* _EXERCISE INPUT_:
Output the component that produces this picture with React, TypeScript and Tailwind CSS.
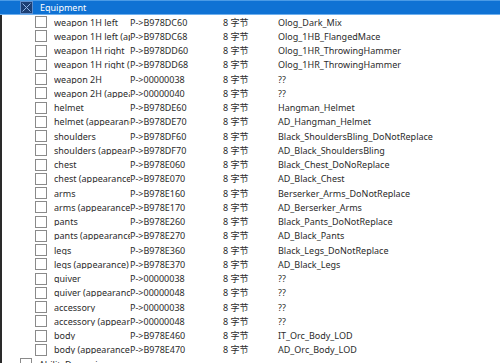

--

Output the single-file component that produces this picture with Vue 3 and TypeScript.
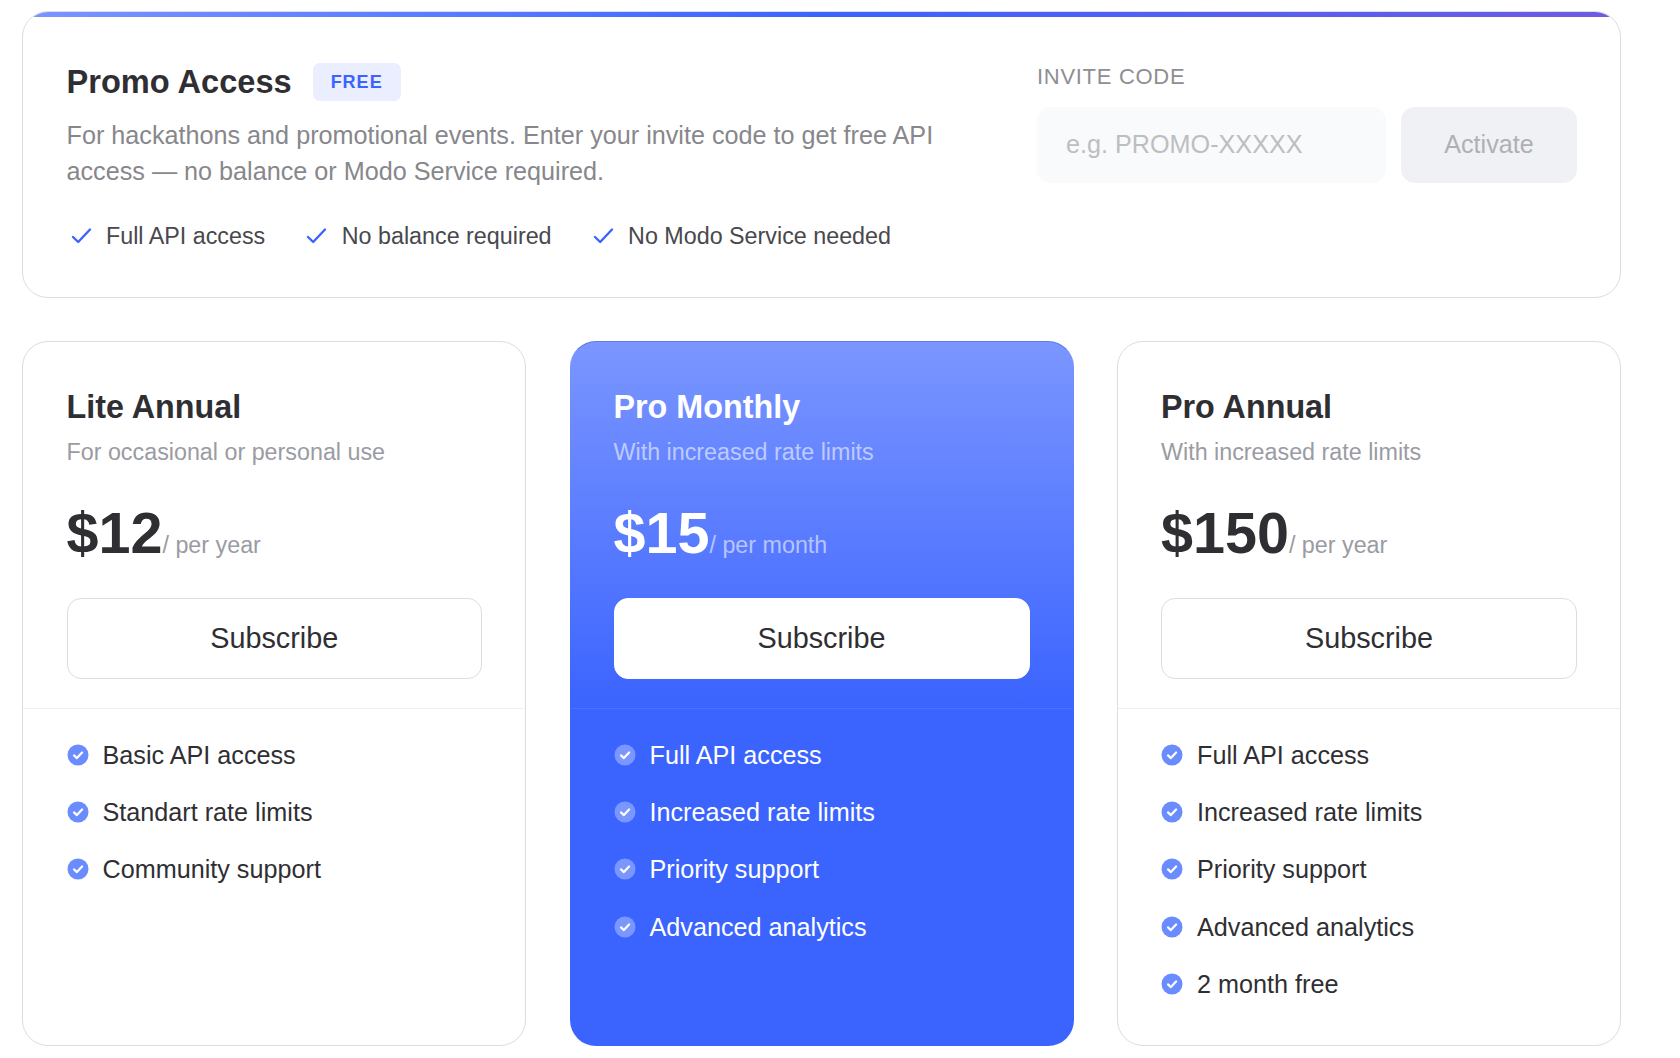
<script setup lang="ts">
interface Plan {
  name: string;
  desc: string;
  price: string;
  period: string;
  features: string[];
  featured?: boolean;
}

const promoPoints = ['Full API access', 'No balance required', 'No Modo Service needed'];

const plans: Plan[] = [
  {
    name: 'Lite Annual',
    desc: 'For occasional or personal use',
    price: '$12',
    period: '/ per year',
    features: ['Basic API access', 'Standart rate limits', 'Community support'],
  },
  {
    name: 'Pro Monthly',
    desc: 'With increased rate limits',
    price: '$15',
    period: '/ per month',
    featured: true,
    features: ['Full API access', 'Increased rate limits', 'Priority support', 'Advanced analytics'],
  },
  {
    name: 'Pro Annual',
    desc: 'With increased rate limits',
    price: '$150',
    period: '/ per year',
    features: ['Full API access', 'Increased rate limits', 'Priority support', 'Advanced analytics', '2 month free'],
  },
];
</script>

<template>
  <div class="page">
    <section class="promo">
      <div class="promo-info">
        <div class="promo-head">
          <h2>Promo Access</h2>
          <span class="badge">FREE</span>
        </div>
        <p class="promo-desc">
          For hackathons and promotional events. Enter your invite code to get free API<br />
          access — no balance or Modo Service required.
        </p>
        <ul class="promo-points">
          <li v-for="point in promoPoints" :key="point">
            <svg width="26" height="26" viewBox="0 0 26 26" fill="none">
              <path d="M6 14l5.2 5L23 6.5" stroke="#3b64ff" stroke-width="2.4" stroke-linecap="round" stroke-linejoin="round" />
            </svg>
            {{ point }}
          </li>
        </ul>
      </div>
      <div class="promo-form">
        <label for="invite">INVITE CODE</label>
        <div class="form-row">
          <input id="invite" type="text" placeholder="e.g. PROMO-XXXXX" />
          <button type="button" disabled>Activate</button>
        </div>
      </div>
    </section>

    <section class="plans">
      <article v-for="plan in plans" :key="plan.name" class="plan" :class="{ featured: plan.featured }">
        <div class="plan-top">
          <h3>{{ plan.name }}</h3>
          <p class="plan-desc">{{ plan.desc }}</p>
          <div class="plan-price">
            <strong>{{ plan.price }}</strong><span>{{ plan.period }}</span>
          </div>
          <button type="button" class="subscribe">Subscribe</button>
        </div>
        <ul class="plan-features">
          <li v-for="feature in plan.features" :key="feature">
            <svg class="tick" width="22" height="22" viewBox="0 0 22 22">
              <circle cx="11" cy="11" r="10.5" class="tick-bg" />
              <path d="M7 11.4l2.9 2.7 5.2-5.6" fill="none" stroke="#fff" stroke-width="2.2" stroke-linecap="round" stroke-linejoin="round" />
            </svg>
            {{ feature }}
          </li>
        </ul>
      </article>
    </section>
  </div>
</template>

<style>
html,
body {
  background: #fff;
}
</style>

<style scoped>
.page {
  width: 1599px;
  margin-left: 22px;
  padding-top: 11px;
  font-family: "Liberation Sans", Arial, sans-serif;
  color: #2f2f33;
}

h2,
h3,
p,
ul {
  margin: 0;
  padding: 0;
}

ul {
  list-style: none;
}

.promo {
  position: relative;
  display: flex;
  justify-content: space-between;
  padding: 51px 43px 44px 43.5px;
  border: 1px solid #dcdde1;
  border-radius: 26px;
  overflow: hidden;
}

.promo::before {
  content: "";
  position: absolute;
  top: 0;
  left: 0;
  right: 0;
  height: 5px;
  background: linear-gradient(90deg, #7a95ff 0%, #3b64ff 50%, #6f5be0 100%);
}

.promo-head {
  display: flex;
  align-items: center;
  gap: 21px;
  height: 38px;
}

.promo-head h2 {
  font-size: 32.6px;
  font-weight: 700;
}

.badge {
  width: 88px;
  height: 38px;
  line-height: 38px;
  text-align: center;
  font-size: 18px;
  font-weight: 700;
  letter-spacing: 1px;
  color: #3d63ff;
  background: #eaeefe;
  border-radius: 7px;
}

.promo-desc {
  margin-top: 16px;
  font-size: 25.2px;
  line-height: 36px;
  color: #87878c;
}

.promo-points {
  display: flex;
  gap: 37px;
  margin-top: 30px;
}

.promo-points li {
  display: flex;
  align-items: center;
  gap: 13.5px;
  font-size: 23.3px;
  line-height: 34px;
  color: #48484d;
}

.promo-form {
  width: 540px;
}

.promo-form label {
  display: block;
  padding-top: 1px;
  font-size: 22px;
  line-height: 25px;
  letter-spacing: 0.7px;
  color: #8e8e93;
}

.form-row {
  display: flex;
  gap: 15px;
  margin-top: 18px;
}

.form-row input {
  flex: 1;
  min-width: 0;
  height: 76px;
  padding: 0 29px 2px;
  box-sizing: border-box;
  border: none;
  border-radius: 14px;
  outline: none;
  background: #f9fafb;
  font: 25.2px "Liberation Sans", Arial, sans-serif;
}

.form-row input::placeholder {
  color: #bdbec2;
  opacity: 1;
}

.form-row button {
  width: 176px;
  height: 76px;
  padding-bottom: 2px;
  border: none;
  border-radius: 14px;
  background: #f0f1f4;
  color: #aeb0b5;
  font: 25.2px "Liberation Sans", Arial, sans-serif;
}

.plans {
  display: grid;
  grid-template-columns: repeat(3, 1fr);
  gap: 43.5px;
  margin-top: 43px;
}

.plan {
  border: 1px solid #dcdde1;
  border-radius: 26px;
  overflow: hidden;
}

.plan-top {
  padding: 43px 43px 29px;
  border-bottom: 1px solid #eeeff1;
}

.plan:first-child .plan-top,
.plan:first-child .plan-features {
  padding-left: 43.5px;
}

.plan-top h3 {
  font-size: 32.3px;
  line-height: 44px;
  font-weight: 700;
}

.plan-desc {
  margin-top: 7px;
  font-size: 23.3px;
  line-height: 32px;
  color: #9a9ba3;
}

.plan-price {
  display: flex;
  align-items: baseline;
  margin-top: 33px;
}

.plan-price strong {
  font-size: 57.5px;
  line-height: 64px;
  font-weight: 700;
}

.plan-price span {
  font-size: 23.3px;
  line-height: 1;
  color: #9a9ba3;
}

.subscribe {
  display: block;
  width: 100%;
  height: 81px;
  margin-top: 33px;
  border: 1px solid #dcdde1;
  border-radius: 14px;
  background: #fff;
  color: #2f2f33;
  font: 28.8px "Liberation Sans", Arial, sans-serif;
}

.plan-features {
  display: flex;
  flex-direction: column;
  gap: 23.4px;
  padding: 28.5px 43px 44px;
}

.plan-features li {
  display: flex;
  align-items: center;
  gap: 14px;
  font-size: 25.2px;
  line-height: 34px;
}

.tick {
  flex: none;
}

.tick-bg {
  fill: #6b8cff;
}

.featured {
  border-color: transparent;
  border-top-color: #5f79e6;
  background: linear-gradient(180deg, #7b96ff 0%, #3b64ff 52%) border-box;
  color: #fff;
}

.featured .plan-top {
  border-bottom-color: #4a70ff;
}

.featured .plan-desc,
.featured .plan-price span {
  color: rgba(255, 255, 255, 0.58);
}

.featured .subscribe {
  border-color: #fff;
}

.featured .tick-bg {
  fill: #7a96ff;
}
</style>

---

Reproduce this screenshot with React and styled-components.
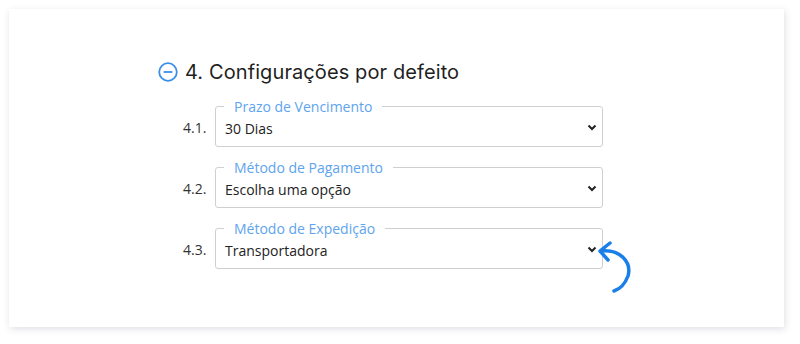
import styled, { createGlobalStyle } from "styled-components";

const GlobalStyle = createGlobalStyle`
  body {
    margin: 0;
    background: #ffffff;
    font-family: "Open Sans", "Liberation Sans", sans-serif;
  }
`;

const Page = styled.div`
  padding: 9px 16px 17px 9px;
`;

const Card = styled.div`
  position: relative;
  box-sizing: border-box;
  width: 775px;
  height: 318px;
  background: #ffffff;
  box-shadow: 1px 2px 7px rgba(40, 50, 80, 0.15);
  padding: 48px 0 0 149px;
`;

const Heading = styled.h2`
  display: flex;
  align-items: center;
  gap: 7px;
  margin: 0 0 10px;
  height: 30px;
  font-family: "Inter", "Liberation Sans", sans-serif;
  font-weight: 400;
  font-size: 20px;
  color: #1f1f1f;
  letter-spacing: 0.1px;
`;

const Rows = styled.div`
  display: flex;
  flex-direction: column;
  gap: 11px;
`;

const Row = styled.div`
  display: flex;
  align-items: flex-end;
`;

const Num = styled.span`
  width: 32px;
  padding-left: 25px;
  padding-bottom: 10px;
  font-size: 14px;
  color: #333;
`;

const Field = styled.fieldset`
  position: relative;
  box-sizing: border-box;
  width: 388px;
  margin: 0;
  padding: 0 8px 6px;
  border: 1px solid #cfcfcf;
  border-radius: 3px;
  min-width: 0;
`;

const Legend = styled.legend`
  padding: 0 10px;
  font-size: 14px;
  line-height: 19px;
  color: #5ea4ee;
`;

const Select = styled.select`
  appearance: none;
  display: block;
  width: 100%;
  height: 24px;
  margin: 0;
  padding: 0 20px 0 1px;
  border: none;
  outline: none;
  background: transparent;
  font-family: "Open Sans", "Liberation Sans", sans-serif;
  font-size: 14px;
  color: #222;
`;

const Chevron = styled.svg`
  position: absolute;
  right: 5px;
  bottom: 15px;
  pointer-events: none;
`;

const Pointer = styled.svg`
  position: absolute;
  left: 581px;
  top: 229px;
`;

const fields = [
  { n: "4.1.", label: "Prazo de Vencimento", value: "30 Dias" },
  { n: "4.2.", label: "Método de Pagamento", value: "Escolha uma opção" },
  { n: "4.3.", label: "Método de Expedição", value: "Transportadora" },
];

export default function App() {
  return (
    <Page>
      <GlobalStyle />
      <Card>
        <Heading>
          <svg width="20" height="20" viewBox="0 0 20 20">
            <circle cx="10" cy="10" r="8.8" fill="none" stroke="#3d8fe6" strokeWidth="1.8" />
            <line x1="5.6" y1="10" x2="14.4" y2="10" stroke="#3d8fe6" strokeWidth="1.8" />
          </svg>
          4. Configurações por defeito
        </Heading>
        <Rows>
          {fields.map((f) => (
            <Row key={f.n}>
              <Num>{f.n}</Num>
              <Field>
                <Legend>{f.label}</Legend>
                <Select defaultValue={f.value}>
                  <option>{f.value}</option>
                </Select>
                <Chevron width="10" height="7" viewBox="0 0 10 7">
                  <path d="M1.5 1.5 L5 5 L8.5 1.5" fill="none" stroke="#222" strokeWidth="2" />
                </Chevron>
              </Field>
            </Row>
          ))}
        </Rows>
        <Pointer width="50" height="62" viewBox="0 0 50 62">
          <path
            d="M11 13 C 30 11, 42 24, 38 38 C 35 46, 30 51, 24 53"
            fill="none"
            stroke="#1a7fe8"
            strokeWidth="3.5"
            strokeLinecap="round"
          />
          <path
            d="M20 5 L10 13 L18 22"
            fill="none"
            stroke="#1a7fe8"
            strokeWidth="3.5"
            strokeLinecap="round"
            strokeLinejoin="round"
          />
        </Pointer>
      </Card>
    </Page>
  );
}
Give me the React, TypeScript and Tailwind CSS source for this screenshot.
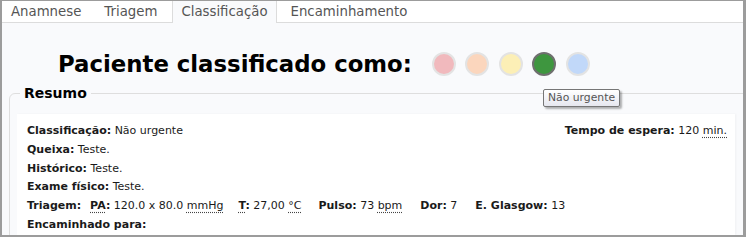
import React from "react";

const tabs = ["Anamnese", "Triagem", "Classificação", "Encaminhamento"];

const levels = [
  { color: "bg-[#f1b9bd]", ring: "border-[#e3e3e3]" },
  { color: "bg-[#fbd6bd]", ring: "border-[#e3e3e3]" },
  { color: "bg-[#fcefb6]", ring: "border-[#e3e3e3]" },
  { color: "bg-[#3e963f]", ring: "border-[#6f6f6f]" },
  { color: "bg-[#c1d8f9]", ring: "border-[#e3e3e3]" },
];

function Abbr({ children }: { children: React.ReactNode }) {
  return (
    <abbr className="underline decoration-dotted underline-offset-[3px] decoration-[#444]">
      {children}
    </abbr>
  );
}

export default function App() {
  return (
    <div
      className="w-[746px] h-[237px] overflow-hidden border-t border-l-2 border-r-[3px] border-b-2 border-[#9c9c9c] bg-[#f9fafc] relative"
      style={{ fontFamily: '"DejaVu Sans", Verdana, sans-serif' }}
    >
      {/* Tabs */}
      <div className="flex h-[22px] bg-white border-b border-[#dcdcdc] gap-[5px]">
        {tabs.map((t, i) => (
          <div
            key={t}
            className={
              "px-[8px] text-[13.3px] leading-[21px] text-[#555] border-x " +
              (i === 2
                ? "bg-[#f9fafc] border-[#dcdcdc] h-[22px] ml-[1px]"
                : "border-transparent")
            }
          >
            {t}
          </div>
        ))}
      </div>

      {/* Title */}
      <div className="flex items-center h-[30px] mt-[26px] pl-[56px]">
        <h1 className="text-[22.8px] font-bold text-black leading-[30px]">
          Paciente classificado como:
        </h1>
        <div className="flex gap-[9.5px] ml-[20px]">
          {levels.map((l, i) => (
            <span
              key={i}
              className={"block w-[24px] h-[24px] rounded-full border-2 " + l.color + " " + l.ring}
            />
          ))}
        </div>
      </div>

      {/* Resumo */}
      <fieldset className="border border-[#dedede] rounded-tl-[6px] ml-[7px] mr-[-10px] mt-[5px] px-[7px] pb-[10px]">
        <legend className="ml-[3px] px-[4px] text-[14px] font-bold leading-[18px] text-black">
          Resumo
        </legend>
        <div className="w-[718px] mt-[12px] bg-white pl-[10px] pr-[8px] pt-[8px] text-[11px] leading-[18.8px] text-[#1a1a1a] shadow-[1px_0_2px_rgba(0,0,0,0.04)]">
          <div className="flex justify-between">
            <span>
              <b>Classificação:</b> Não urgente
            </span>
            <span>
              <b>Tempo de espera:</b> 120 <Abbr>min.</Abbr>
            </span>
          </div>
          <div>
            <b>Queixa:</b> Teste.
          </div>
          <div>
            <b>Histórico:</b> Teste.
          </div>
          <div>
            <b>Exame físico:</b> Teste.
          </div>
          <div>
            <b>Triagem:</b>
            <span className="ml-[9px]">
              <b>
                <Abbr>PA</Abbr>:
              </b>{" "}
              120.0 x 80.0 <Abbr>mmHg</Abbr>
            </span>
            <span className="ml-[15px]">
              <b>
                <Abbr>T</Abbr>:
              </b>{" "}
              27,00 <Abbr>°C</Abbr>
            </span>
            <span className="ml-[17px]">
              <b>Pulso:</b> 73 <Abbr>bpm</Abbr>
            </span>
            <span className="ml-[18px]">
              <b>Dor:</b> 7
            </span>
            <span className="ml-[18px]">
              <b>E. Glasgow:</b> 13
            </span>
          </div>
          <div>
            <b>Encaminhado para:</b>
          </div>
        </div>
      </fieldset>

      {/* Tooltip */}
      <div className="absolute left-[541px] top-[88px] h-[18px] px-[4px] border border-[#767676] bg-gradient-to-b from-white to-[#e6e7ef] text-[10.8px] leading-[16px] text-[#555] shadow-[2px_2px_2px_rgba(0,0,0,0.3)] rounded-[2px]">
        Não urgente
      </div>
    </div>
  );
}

* _TASK TO CARRY OUT_: Start at the line above containing "Output the single-file" and stop at the line containing "const promoPoints = ['Full": print those lines and everything between them exactly, but not the pictures.

* _RESPONSE TO THIS EXERCISE_:
Output the single-file component that produces this picture with Vue 3 and TypeScript.
<script setup lang="ts">
interface Plan {
  name: string;
  desc: string;
  price: string;
  period: string;
  features: string[];
  featured?: boolean;
}

const promoPoints = ['Full API access', 'No balance required', 'No Modo Service needed'];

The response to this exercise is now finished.